Veronica Tamsitt (UNSW): Lagrangian pathways and residence time of warm Circumpolar Deep Water on the Antarctic continental shelf
Ruth Moorman (ANU): Response of Antarctic ocean circulation to increased glacial meltwater
Kewei Lyu (CSIRO): Southern Ocean heat uptake and redistribution in theoretical framework and model perturbation experiments
Fabio Boeira Dias (UTAS/CSIRO): High-latitude Southern Ocean response to changes in surface momentum, heat and freshwater fluxes under 2xCO2 concentration

Session 3 (Chair – Simon Marsland)

Xuebin Zhang (CSIRO): Dynamical downscaling of climate changes with OFAM3
Matt Chamberlain (CSIRO): Multiscale data assimilation in Bluelink Reanalysis
Paul Sandery (CSIRO): A data assimilation framework for ocean-sea-ice prediction
Prasanth Divakaran (Bureau of Meteorology): OceanMAPS 3.3 Developments

Wednesday 4th September

Session 4 (Chair – Veronica Tamsitt)

Ryan Holmes (UNSW):  Atlantic ocean heat transport enabled by Indo-Pacific heat uptake and mixing
Eric Mortenson (CSIRO): Decoupling of carbon and heat uptake rates of the global ocean over the 21st century
Christopher Bladwell (UNSW): Diahaline transport in global ocean models
Abhishek Savita (UTAS, IMAS, CSIRO): Uncertainty in the estimation of global and regional ocean heat content since 1970
Gary Brassington (BOM): Comparison of ACCESS-OM2-01 to other models and observations

Session 5 (Chair – Qian Li)

Xihan Zhang (ANU): Gulf Stream separation in ACCESS-OM2
Alberto Alberello (U Adelaide): Impacts of winter cyclones on sea ice dynamics
Petra Heil (AAD): Sea ice in the ACCESS-OM2-01: Exploring near-coastal processes

COSIMA Discussion (Chair – Paul Spence)

Open discussion highlighted a number of potential avenues for work in the near-term, as well as some suggestions for directions that could be included in a future COSIMA funding bid.

Near-term Priorities

  • Running the COSIMA cookbook on the VDI is becoming untenable, and recent improvements in the cookbook have not been widely adopted. This should be a priority, possibly with a tutorial session at the CLEx Annual Workshop?
  • Start investigating coupled data assimilation for parameter estimation, especially for sea ice.
  • Start serious perturbation experiments with ACCESS-OM2-01, potentially including:
    • SAMx (RYF forcing with SAM Extreme Years).
    • Adding katabatic winds?
    • Tropical mixing and the AMOC.
    • Influence of the Amundsen Sea Low on the Southern Ocean.
    • Turbulent Kinetic Energy and winds in the Southern Ocean.
  • OMIP2 contribution for CMIP6.
  • Improve communication of COSIMA achievements.
  • Begin work on nesting regional MOM6 models.

Longer term suggestions

  • Better connection with Paleo community.
  • Improve links with the wave community.
  • Start running ensemble simulations?
  • Do we need to move to CICE6?
  • Capacity to run future scenarios based on coupled model output.
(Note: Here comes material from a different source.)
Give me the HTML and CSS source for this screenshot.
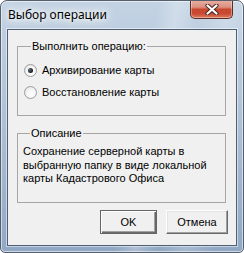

It was agreed that COSIMA V will be held in 2020, hosted by Xuebin Zhang in Hobart.

Additional discussion points are given here.

Awards

The COSIMA Most Selfless Contributor Awards for 2017, 2018 and 2019 were presented in absentia to

  • 2017 James Munroe
  • 2018 Marshall Ward
  • 2019 Russ Fiedler (pictured)

in appreciation of their tireless efforts which have greatly improved the software used by the COSIMA community.